The Netherlands has an exceptionally high standard of state-funded education and full-time schooling is compulsory for children aged 5 to 16/17. Primary education (basisschool) is attended from age 4 or 5 to age 12 and covers eight grades (or groeps) of schooling. Following primary education, students are placed within three branches of secondary education (middelbare scholen), according to vocation and aptitude. The type of secondary education assigned to pupils is determined by the final grade 8 examination results and the advice of the grade 8 teacher. Students stay in secondary school until they have gained a diploma at age 18, when they can then choose to enter higher education. The education system is governed by the Ministry of Education, Culture and Science (Ministerie van Onderwijs, Cultuur en Wetenschap).
Academic terms in the Netherlands exist only at higher education level (from September to June). State schools are free to set their yearly timetables and major school holidays have staggered start times according to region, making it easier for Dutch families to travel outside of busy times.
The school day begins at 8.30am and ends at around 3pm, Monday to Friday, although again, schools have a degree of autonomy in how they organise their timetables. Most primary schools are closed on Wednesday afternoons.
The Netherlands has one of the oldest and highly-regarded systems of higher education in the world, with some institutions dating back to the 16th century. Five Dutch universities feature in the top 100 of the QS World University Rankings, with highest places being taken by The University of Amsterdam (55th) and the Delft University of Technology (64th). Dutch higher education is state-funded and divided into two types of education; research-oriented degrees offered by research universities (universiteiten, WO) and ‘higher professional’ degrees offered by universities of applied sciences (hogescholen, HBO), which prepare students for specific arts or science-based careers. There are 14 research universities and 41 universities of applied sciences. The type of university students choose depends on the diploma they gained at secondary school. For more information consult the Dutch Government website here
The standard annual tuition fee for all Dutch and EU students is around €1,951 (£1370), but can be higher for more specialised courses. In some circumstances, students from the EU can also apply for Dutch state grants.
Students from outside the EU will pay between €6,000 and €15,000 per year. There are a variety of scholarships options available to these students such as the Holland Scholarship, which is financed by the Dutch Ministry of Education, Culture and Science.
All university courses (WO and HBO) are divided into a bachelor-masters system. A HBO Bachelor’s degree takes four years to complete and a WO degree around three years. A Master’s degree can take up to two years, depending on the course of study. Dutch universities are popular among international students, as more than 1,500 courses are taught entirely in English, ranging from short training seminars to Bachelor’s and Master’s degree programmes. The Netherlands has the largest offering of English-taught degree programmes in continental Europe, outside of the UK. Students can apply to university in the Netherlands through the Studielink portal, which tells you if your qualifications are suitable.

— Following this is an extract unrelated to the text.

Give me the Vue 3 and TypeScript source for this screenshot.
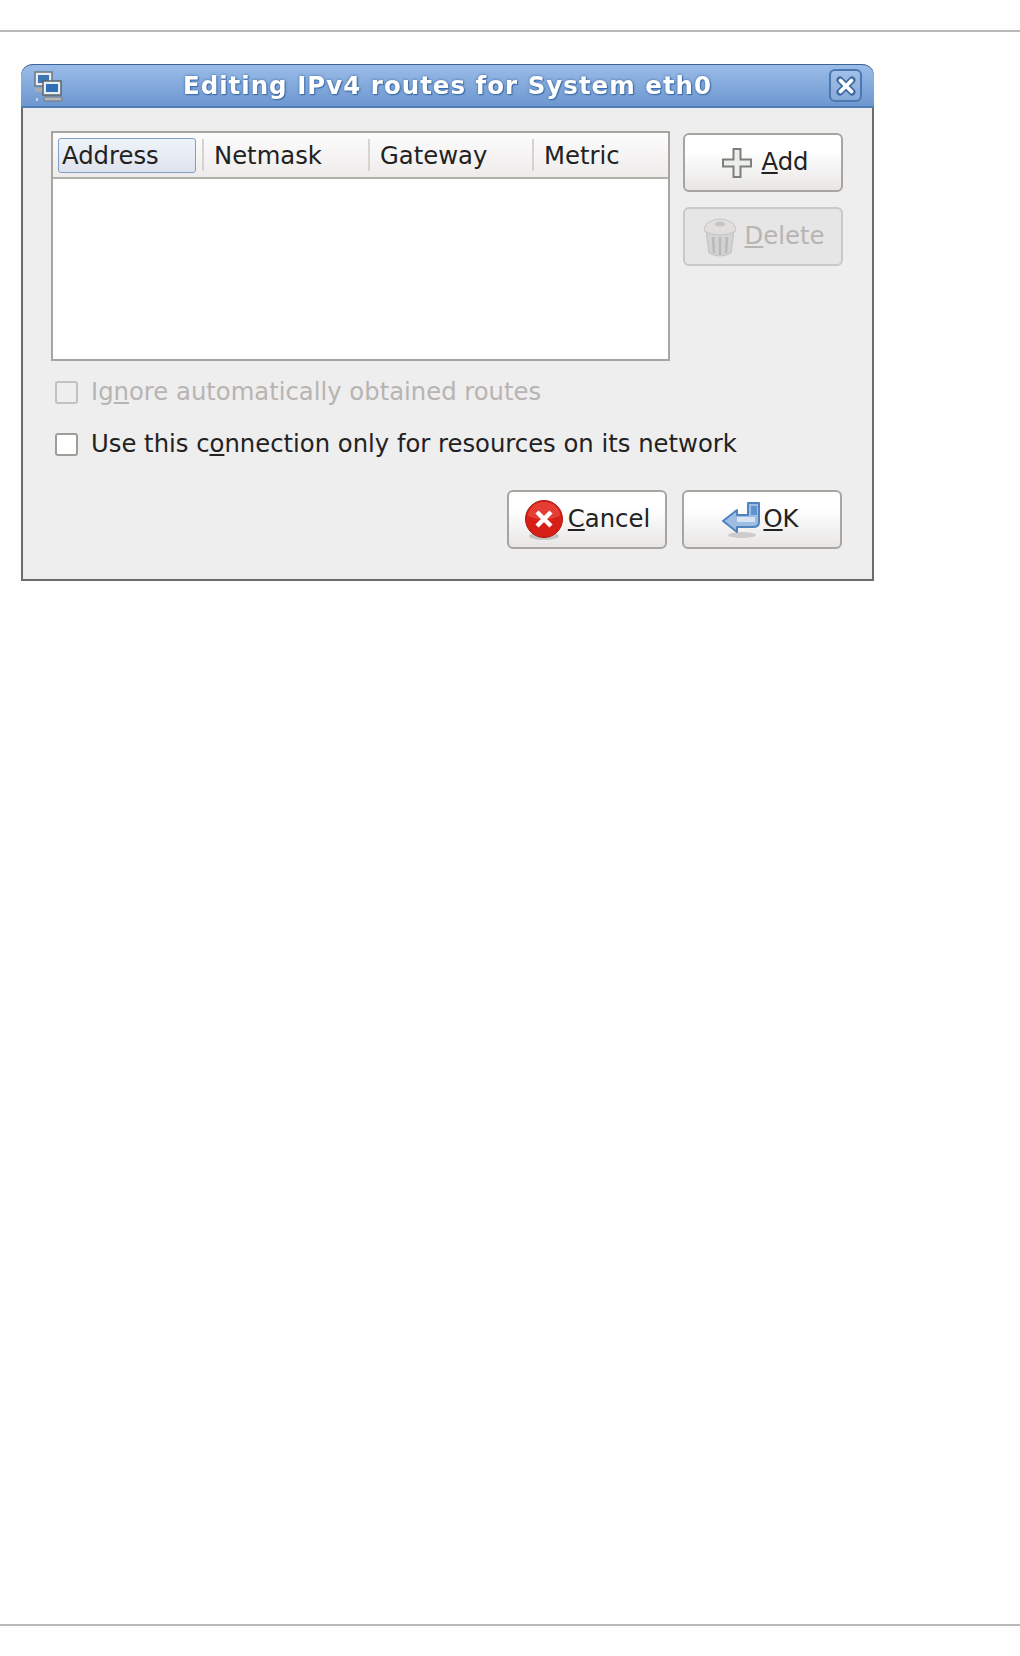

The Netherlands is recognised worldwide for the high standard of its research-led institutions, which place great emphasis on furthering research traditions. The country’s universities have produced a wealth of Nobel Prize winners and world-leading scientists. The national research council, the Netherlands Organisation for Scientific Research (NWO), receives over €400million per year from the Ministry of Education, Culture and Science. The organisation funds top researchers and aims to further Dutch innovation and progress in science.
Primary and Secondary Education
Primary school education (basisscholen) is compulsory for children between the ages of 5 and 12. Pupils follow a core curriculum of Dutch, science, maths and English, with many learning other foreign languages from an early age. Primary school has eight grades, groep 1 (group 1) through to groep 8 (group 8) and is free to all children, regardless of nationality, although parents are expected to make an annual contribution to extra-curricular activities. On reaching groep 8 (aged 12) students are required to sit the ‘Cito final test of primary education’ (Citotoets), the results of which will determine their route into secondary education.
Secondary education is divided into three branches as follows:
- VMBO (Voorbereidend Middelbaar Beroepsonderwijs): pre-vocational secondary education, for students wishing to enter a vocational career.
- HAVO (Hoger Algemeen Voortgezet Onderwijs): Senior general secondary education, for students who wish to prepare for a Bachelor’s degree at university.
- VWO (Voorbereidend Wetenschappelijk Onderwijs): pre-university education for those wishing to take a Bachelor’s and Master’s degree at university.
The curriculum at all types of secondary school is basically the same for the first three years, before students branch off into more specialised subjects. English is a compulsory subject throughout all types of secondary education.
Children can attend pre-school (peuterspeelzaal) in the Netherlands from between age two-and-a-half to age four or five, when they begin primary school. Pre-school education is provided Monday to Friday for 3 or 5 hours (according to parents’ wishes) and the cost is split between parents, their employers and the government. Parental contributions to pre-school education are means-tested according to income. Children attending Dutch pre-school follow a programme of play-centred education, sports and music.